The Kuala Lumpur-based artist has set her sights on going international with her music.
“I want to make a lot of songs. I want to go on tours. I want to release albums. I want to go worldwide.”
Similar to other popular hijabi rappers, such as Mona Haydar and Neelam Hakeem, Bunga has chosen to utilize her platform to put a spotlight on important social issues fellow Muslims are facing today. Bunga also makes a conscious effort in avoiding obscenity in her music, which mostly tackles everyday topics, such as her day job, facing bullies, and experiencing love.
According to Bunga, she only decided to wear traditional clothing at the 2018 competition a few minutes before her performance.
“When I reached the venue, I was wearing regular clothes,” she was quoted as saying. “At the very last minute, I bought myself a baju kurung at the venue itself.”
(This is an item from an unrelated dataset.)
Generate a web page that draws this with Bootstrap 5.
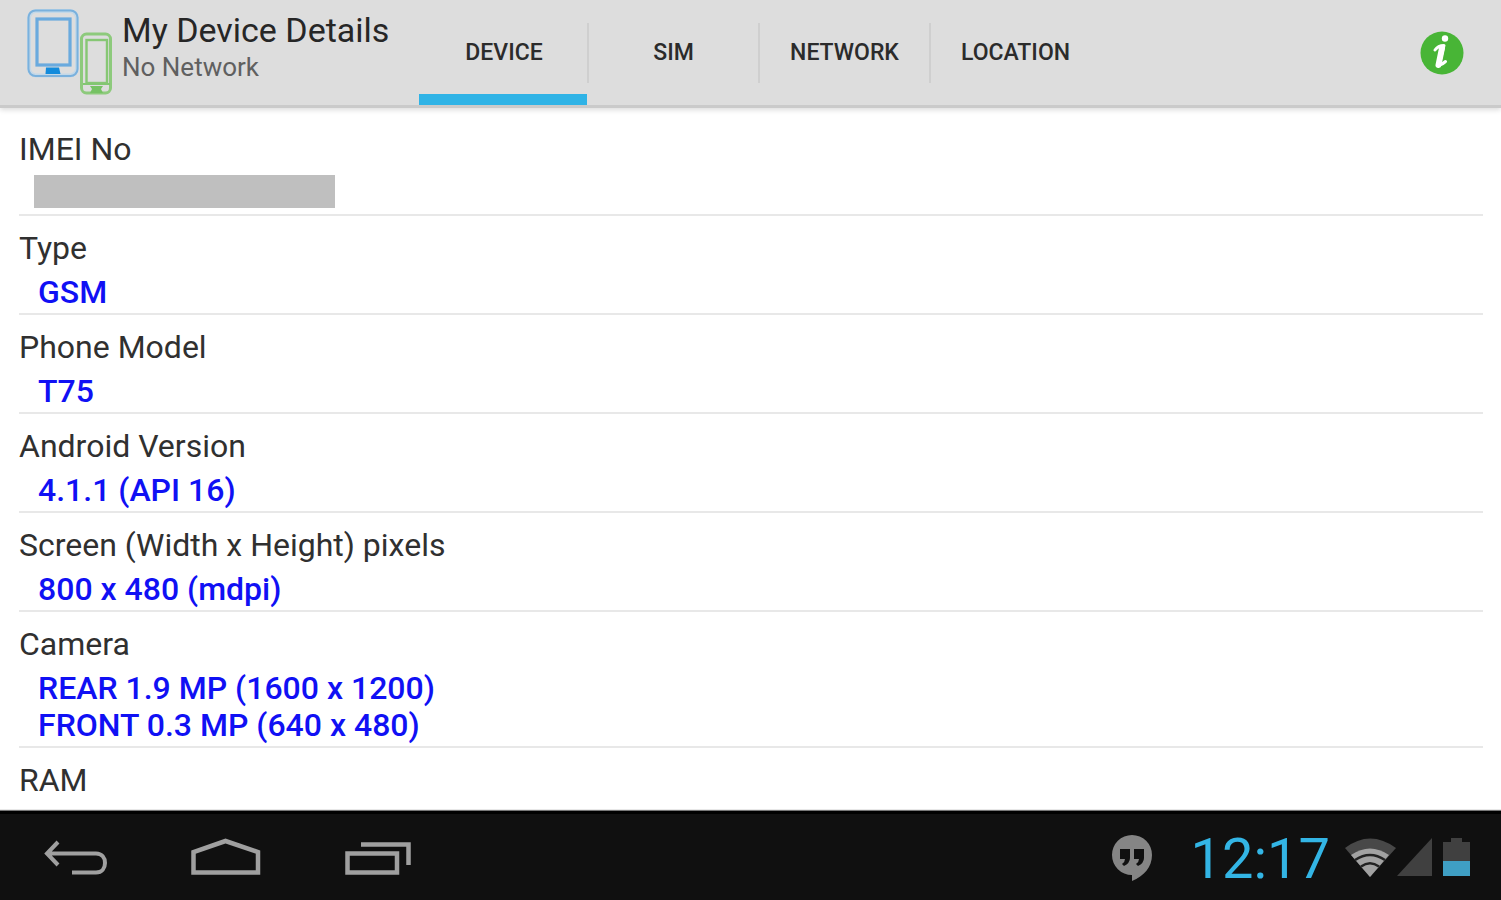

Bunga shared how choosing to wear a hijab while rapping has resulted in her getting chastised for “bringing down the image of women” by critics.
In response to such criticism, Bunga says she will not allow such views to prevent her from becoming “a key player in the world of hip-hop.” She further noted that she is “living proof” that women wearing hijabs can make a place for themselves in the music industry.
“I’ve realized that there are more hijabis who want to rap. I think that’s a good thing because you shouldn’t worry about what others say,” she added.